Measuring the Quality of Mental Healthcare: Barriers and Strategies
Despite the proliferation of evidence-based guidelines for the treatment of mental disorders, quality of care and patient outcomes remain suboptimal. Among others, a recent Institute of Medicine report documented substantial gaps in evidence-based care for mental disorders, citing poor quality in detection, treatment, and follow-up care. Moreover, there is documented evidence that, worldwide, the mental health services sector lags behind in the development and implementation of performance measures and strategies for implementing them as tools to improve quality and outcomes. This article discusses the barriers to mental health quality measurement – and identifies strategies to enhance the development and use of quality measures in order to improve outcomes for people with mental health disorders.
The authors suggest that key reasons for the lag in mental health performance measurement include: lack of sufficient evidence regarding appropriate mental health care, poorly defined quality measures, limited descriptions of mental health services from existing clinical data, and lack of linked electronic health information. The refinement of quality measures and, ultimately, enhanced outcomes in mental health will require investment in information technology, additional studies to support the evidence base, and the development of a culture of measurement-based care. Sustaining efforts to improve mental health performance measurement will require rethinking how quality measurement is used to promote the uptake of evidence-based mental healthcare across systems of care. In addition, measurement systems should cut across mental health disorders, physical disorders, and substance use disorders, which often co-occur.

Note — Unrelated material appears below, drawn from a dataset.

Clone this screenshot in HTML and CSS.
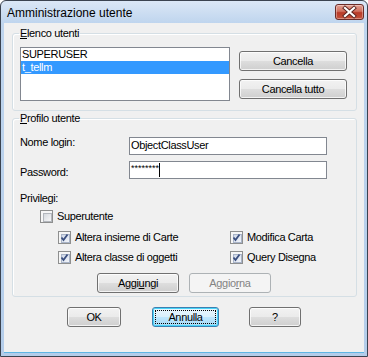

The authors also note that an important example of quality measurement in mental healthcare in the U.S. is work that has been done within the VA healthcare system. As a result, the Altarum Institute and RAND are conducting a national evaluation of VA’s mental health services, using a quality measurement model. Also, the VHA Primary Care-Mental Health Integration Program has implemented performance measurement for depression, alcohol, and PTSD screening and management.
Kilbourne A, Keyser D, and Pincus H. Challenges and opportunities in measuring the quality of mental health care. The Canadian Journal of Psychiatry September 2010;55(9):127-135.
This study was partly funded by HSR&D (IIR 02-283). Dr. Kilbourne is part of HSR&D’s Center for Clinical Management Research in Ann Arbor.